→ Material supplied:
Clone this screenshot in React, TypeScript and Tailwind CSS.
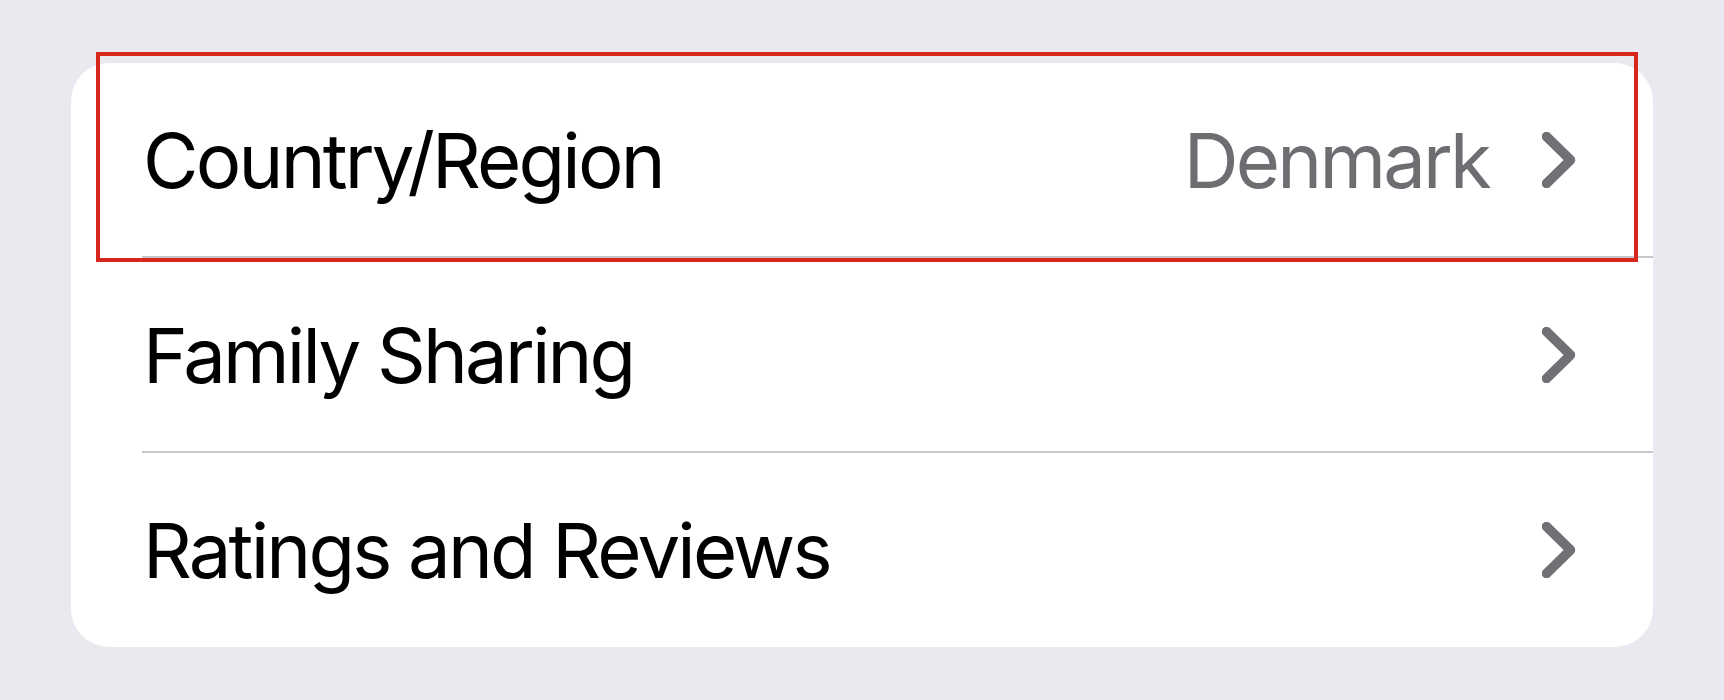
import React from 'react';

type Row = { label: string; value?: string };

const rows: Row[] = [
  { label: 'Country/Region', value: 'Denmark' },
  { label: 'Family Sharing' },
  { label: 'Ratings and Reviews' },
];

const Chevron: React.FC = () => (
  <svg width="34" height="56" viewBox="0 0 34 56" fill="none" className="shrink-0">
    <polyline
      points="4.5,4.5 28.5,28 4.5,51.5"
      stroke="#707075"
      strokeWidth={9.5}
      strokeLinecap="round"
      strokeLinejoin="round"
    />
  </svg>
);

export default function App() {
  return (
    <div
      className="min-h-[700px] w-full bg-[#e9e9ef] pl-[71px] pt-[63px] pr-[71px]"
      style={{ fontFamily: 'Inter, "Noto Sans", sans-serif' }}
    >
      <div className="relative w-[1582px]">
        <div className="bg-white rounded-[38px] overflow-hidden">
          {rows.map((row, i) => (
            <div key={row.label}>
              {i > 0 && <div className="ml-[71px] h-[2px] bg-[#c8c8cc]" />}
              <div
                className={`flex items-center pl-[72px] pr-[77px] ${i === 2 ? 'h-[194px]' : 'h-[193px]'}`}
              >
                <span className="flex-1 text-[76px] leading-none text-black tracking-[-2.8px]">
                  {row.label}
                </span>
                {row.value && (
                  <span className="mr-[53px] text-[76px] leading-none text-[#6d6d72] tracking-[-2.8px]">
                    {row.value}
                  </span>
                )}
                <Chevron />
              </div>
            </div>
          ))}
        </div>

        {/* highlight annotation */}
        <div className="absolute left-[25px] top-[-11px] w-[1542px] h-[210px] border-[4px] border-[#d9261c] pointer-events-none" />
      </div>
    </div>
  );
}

---

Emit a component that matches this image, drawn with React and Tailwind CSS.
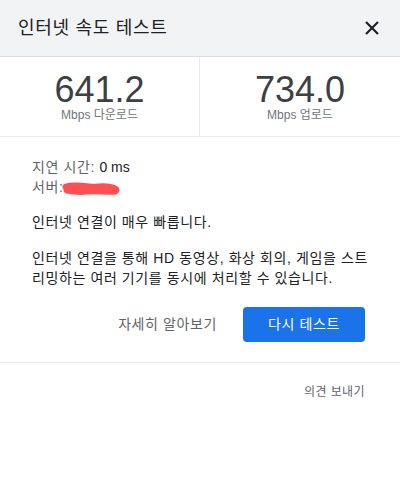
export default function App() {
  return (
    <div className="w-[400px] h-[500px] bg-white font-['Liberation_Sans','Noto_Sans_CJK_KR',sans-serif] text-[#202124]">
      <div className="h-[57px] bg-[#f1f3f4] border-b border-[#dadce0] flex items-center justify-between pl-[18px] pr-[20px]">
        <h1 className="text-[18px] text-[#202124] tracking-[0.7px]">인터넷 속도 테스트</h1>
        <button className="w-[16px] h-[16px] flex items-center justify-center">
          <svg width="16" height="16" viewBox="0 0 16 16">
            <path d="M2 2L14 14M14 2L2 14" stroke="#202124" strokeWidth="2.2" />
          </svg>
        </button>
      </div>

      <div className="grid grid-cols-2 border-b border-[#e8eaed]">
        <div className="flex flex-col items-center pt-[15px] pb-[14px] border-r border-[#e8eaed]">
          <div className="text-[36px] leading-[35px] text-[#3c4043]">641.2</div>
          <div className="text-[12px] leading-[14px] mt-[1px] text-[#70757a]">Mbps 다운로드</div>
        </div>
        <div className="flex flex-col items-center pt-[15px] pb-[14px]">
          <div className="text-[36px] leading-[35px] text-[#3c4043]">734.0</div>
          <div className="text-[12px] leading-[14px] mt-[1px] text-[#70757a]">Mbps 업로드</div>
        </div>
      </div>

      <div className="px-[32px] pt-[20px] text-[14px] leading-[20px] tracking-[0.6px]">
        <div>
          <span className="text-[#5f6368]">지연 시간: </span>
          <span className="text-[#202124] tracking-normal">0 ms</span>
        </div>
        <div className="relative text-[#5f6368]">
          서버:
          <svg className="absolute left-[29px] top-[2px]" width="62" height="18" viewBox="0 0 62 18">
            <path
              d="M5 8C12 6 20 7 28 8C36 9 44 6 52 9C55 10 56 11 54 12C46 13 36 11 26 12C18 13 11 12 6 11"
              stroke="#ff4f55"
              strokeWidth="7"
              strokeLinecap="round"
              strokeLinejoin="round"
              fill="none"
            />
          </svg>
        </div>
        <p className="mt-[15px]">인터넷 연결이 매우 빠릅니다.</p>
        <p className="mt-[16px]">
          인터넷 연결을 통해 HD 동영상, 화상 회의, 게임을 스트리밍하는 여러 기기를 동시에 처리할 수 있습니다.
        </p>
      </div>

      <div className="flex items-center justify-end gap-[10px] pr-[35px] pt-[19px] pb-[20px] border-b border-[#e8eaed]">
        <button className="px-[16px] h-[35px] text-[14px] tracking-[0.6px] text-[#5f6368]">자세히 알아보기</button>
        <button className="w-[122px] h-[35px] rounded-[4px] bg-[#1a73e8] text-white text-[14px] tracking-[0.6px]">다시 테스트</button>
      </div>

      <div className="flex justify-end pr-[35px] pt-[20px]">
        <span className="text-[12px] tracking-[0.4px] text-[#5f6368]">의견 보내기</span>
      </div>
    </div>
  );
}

→ Written exercise:
The records are above. How many lines in them contain the word "Tailwind"? Give the number alone.

→ Exercise answer:
2